* DIRECTIVE *
Output every line exactly as written. Leave out pictures.

^^^^^^^^

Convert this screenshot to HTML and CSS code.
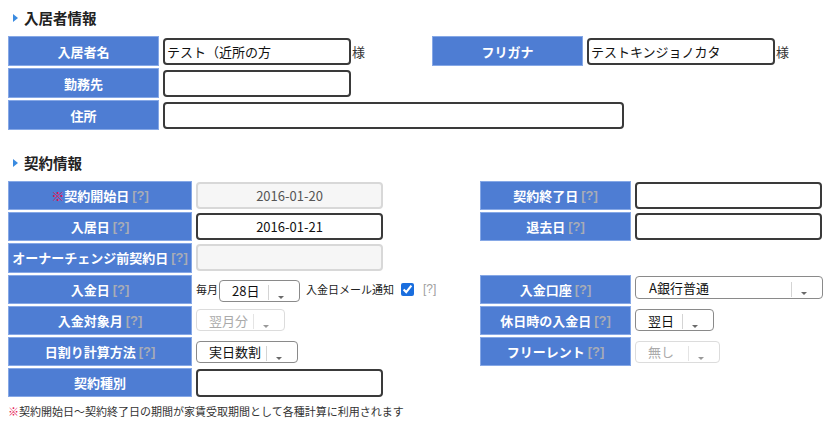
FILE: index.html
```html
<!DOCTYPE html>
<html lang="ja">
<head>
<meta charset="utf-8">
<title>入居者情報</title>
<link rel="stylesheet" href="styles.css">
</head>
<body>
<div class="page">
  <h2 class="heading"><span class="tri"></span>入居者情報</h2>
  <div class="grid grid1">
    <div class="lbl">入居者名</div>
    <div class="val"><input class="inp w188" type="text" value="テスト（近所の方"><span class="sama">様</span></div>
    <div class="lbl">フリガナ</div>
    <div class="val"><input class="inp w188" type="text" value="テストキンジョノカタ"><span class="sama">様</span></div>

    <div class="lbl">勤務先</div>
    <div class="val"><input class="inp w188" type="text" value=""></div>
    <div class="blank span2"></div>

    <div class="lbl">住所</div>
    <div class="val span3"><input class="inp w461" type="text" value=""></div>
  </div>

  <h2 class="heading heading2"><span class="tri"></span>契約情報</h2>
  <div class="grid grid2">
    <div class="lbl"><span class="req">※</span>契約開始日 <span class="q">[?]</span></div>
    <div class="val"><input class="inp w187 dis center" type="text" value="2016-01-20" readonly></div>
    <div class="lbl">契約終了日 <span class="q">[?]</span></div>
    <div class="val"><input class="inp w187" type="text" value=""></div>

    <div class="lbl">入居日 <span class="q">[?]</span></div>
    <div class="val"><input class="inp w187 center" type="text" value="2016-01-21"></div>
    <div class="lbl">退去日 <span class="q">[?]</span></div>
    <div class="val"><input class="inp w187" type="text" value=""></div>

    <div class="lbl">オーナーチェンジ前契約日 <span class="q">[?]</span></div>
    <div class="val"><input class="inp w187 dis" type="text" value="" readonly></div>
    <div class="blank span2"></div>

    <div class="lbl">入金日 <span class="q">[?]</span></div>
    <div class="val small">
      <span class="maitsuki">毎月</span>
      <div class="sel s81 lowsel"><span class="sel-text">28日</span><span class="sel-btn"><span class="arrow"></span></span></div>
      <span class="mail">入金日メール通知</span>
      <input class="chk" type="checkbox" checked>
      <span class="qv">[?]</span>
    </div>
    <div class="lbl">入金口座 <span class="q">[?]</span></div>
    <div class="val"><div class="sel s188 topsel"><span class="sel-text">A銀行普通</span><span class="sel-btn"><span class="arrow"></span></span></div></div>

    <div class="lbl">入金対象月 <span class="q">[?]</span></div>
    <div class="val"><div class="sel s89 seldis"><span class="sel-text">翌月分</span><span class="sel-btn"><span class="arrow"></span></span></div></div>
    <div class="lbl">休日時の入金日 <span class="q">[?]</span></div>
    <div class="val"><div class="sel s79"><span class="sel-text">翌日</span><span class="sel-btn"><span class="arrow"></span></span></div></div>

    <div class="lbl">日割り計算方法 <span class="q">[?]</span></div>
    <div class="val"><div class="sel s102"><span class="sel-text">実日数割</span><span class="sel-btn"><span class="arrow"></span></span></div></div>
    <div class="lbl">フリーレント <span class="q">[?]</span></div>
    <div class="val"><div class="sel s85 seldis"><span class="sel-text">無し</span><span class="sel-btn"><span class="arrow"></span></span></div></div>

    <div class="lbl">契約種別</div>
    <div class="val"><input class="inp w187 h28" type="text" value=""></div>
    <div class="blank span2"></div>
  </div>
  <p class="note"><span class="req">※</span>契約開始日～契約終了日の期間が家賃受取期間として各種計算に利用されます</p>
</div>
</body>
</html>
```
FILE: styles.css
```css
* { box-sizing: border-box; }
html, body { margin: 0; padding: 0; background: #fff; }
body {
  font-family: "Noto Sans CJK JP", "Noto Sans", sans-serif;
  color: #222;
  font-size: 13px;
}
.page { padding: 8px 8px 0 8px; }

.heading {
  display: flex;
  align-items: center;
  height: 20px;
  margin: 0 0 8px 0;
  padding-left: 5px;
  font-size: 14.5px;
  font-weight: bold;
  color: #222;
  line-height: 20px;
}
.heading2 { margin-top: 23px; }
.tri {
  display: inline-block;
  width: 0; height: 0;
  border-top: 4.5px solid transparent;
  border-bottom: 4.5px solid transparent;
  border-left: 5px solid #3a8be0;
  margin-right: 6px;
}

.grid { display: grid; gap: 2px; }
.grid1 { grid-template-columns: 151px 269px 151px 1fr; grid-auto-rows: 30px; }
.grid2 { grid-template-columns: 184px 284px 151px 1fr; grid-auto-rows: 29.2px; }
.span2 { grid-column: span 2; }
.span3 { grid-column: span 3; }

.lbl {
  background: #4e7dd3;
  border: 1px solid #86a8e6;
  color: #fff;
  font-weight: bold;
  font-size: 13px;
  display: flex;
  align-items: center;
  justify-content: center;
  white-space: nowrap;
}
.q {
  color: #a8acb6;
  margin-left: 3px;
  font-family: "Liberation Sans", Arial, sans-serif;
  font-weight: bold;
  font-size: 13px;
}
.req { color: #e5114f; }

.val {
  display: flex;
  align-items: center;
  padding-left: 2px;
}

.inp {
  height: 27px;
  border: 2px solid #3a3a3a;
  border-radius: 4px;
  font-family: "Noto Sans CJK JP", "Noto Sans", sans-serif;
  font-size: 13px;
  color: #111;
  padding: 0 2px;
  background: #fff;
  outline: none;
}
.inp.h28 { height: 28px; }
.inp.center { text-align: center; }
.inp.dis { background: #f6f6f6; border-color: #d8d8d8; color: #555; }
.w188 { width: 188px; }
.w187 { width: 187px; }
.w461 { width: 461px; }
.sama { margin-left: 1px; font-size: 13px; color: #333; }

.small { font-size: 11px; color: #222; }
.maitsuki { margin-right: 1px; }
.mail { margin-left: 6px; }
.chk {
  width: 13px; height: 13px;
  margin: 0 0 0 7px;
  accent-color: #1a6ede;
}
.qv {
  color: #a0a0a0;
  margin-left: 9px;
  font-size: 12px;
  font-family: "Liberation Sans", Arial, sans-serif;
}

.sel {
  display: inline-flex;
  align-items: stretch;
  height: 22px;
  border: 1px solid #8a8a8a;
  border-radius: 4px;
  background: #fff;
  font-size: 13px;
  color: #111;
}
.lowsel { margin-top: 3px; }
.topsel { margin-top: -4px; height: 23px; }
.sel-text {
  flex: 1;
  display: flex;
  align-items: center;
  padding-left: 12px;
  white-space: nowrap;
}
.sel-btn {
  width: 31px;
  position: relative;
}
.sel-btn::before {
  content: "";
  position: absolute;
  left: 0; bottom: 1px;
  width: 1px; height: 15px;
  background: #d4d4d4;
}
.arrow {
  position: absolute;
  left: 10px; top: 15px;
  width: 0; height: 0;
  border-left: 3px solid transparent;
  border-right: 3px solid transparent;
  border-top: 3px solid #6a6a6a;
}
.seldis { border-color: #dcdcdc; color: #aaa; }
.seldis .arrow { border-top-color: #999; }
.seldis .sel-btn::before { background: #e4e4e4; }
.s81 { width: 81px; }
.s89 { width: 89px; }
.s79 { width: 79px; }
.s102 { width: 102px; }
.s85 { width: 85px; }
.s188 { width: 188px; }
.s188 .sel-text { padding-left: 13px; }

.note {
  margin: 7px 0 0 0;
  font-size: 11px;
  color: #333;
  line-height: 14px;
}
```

^^^^^^^^

* RESULT *
Convert this screenshot to HTML and CSS code.
FILE: index.html
```html
<!DOCTYPE html>
<html lang="ja">
<head>
<meta charset="utf-8">
<title>入居者情報</title>
<link rel="stylesheet" href="styles.css">
</head>
<body>
<div class="page">
  <h2 class="heading"><span class="tri"></span>入居者情報</h2>
  <div class="grid grid1">
    <div class="lbl">入居者名</div>
    <div class="val"><input class="inp w188" type="text" value="テスト（近所の方"><span class="sama">様</span></div>
    <div class="lbl">フリガナ</div>
    <div class="val"><input class="inp w188" type="text" value="テストキンジョノカタ"><span class="sama">様</span></div>

    <div class="lbl">勤務先</div>
    <div class="val"><input class="inp w188" type="text" value=""></div>
    <div class="blank span2"></div>

    <div class="lbl">住所</div>
    <div class="val span3"><input class="inp w461" type="text" value=""></div>
  </div>

  <h2 class="heading heading2"><span class="tri"></span>契約情報</h2>
  <div class="grid grid2">
    <div class="lbl"><span class="req">※</span>契約開始日 <span class="q">[?]</span></div>
    <div class="val"><input class="inp w187 dis center" type="text" value="2016-01-20" readonly></div>
    <div class="lbl">契約終了日 <span class="q">[?]</span></div>
    <div class="val"><input class="inp w187" type="text" value=""></div>

    <div class="lbl">入居日 <span class="q">[?]</span></div>
    <div class="val"><input class="inp w187 center" type="text" value="2016-01-21"></div>
    <div class="lbl">退去日 <span class="q">[?]</span></div>
    <div class="val"><input class="inp w187" type="text" value=""></div>

    <div class="lbl">オーナーチェンジ前契約日 <span class="q">[?]</span></div>
    <div class="val"><input class="inp w187 dis" type="text" value="" readonly></div>
    <div class="blank span2"></div>

    <div class="lbl">入金日 <span class="q">[?]</span></div>
    <div class="val small">
      <span class="maitsuki">毎月</span>
      <div class="sel s81 lowsel"><span class="sel-text">28日</span><span class="sel-btn"><span class="arrow"></span></span></div>
      <span class="mail">入金日メール通知</span>
      <input class="chk" type="checkbox" checked>
      <span class="qv">[?]</span>
    </div>
    <div class="lbl">入金口座 <span class="q">[?]</span></div>
    <div class="val"><div class="sel s188 topsel"><span class="sel-text">A銀行普通</span><span class="sel-btn"><span class="arrow"></span></span></div></div>

    <div class="lbl">入金対象月 <span class="q">[?]</span></div>
    <div class="val"><div class="sel s89 seldis"><span class="sel-text">翌月分</span><span class="sel-btn"><span class="arrow"></span></span></div></div>
    <div class="lbl">休日時の入金日 <span class="q">[?]</span></div>
    <div class="val"><div class="sel s79"><span class="sel-text">翌日</span><span class="sel-btn"><span class="arrow"></span></span></div></div>

    <div class="lbl">日割り計算方法 <span class="q">[?]</span></div>
    <div class="val"><div class="sel s102"><span class="sel-text">実日数割</span><span class="sel-btn"><span class="arrow"></span></span></div></div>
    <div class="lbl">フリーレント <span class="q">[?]</span></div>
    <div class="val"><div class="sel s85 seldis"><span class="sel-text">無し</span><span class="sel-btn"><span class="arrow"></span></span></div></div>

    <div class="lbl">契約種別</div>
    <div class="val"><input class="inp w187 h28" type="text" value=""></div>
    <div class="blank span2"></div>
  </div>
  <p class="note"><span class="req">※</span>契約開始日～契約終了日の期間が家賃受取期間として各種計算に利用されます</p>
</div>
</body>
</html>
```
FILE: styles.css
```css
* { box-sizing: border-box; }
html, body { margin: 0; padding: 0; background: #fff; }
body {
  font-family: "Noto Sans CJK JP", "Noto Sans", sans-serif;
  color: #222;
  font-size: 13px;
}
.page { padding: 8px 8px 0 8px; }

.heading {
  display: flex;
  align-items: center;
  height: 20px;
  margin: 0 0 8px 0;
  padding-left: 5px;
  font-size: 14.5px;
  font-weight: bold;
  color: #222;
  line-height: 20px;
}
.heading2 { margin-top: 23px; }
.tri {
  display: inline-block;
  width: 0; height: 0;
  border-top: 4.5px solid transparent;
  border-bottom: 4.5px solid transparent;
  border-left: 5px solid #3a8be0;
  margin-right: 6px;
}

.grid { display: grid; gap: 2px; }
.grid1 { grid-template-columns: 151px 269px 151px 1fr; grid-auto-rows: 30px; }
.grid2 { grid-template-columns: 184px 284px 151px 1fr; grid-auto-rows: 29.2px; }
.span2 { grid-column: span 2; }
.span3 { grid-column: span 3; }

.lbl {
  background: #4e7dd3;
  border: 1px solid #86a8e6;
  color: #fff;
  font-weight: bold;
  font-size: 13px;
  display: flex;
  align-items: center;
  justify-content: center;
  white-space: nowrap;
}
.q {
  color: #a8acb6;
  margin-left: 3px;
  font-family: "Liberation Sans", Arial, sans-serif;
  font-weight: bold;
  font-size: 13px;
}
.req { color: #e5114f; }

.val {
  display: flex;
  align-items: center;
  padding-left: 2px;
}

.inp {
  height: 27px;
  border: 2px solid #3a3a3a;
  border-radius: 4px;
  font-family: "Noto Sans CJK JP", "Noto Sans", sans-serif;
  font-size: 13px;
  color: #111;
  padding: 0 2px;
  background: #fff;
  outline: none;
}
.inp.h28 { height: 28px; }
.inp.center { text-align: center; }
.inp.dis { background: #f6f6f6; border-color: #d8d8d8; color: #555; }
.w188 { width: 188px; }
.w187 { width: 187px; }
.w461 { width: 461px; }
.sama { margin-left: 1px; font-size: 13px; color: #333; }

.small { font-size: 11px; color: #222; }
.maitsuki { margin-right: 1px; }
.mail { margin-left: 6px; }
.chk {
  width: 13px; height: 13px;
  margin: 0 0 0 7px;
  accent-color: #1a6ede;
}
.qv {
  color: #a0a0a0;
  margin-left: 9px;
  font-size: 12px;
  font-family: "Liberation Sans", Arial, sans-serif;
}

.sel {
  display: inline-flex;
  align-items: stretch;
  height: 22px;
  border: 1px solid #8a8a8a;
  border-radius: 4px;
  background: #fff;
  font-size: 13px;
  color: #111;
}
.lowsel { margin-top: 3px; }
.topsel { margin-top: -4px; height: 23px; }
.sel-text {
  flex: 1;
  display: flex;
  align-items: center;
  padding-left: 12px;
  white-space: nowrap;
}
.sel-btn {
  width: 31px;
  position: relative;
}
.sel-btn::before {
  content: "";
  position: absolute;
  left: 0; bottom: 1px;
  width: 1px; height: 15px;
  background: #d4d4d4;
}
.arrow {
  position: absolute;
  left: 10px; top: 15px;
  width: 0; height: 0;
  border-left: 3px solid transparent;
  border-right: 3px solid transparent;
  border-top: 3px solid #6a6a6a;
}
.seldis { border-color: #dcdcdc; color: #aaa; }
.seldis .arrow { border-top-color: #999; }
.seldis .sel-btn::before { background: #e4e4e4; }
.s81 { width: 81px; }
.s89 { width: 89px; }
.s79 { width: 79px; }
.s102 { width: 102px; }
.s85 { width: 85px; }
.s188 { width: 188px; }
.s188 .sel-text { padding-left: 13px; }

.note {
  margin: 7px 0 0 0;
  font-size: 11px;
  color: #333;
  line-height: 14px;
}
```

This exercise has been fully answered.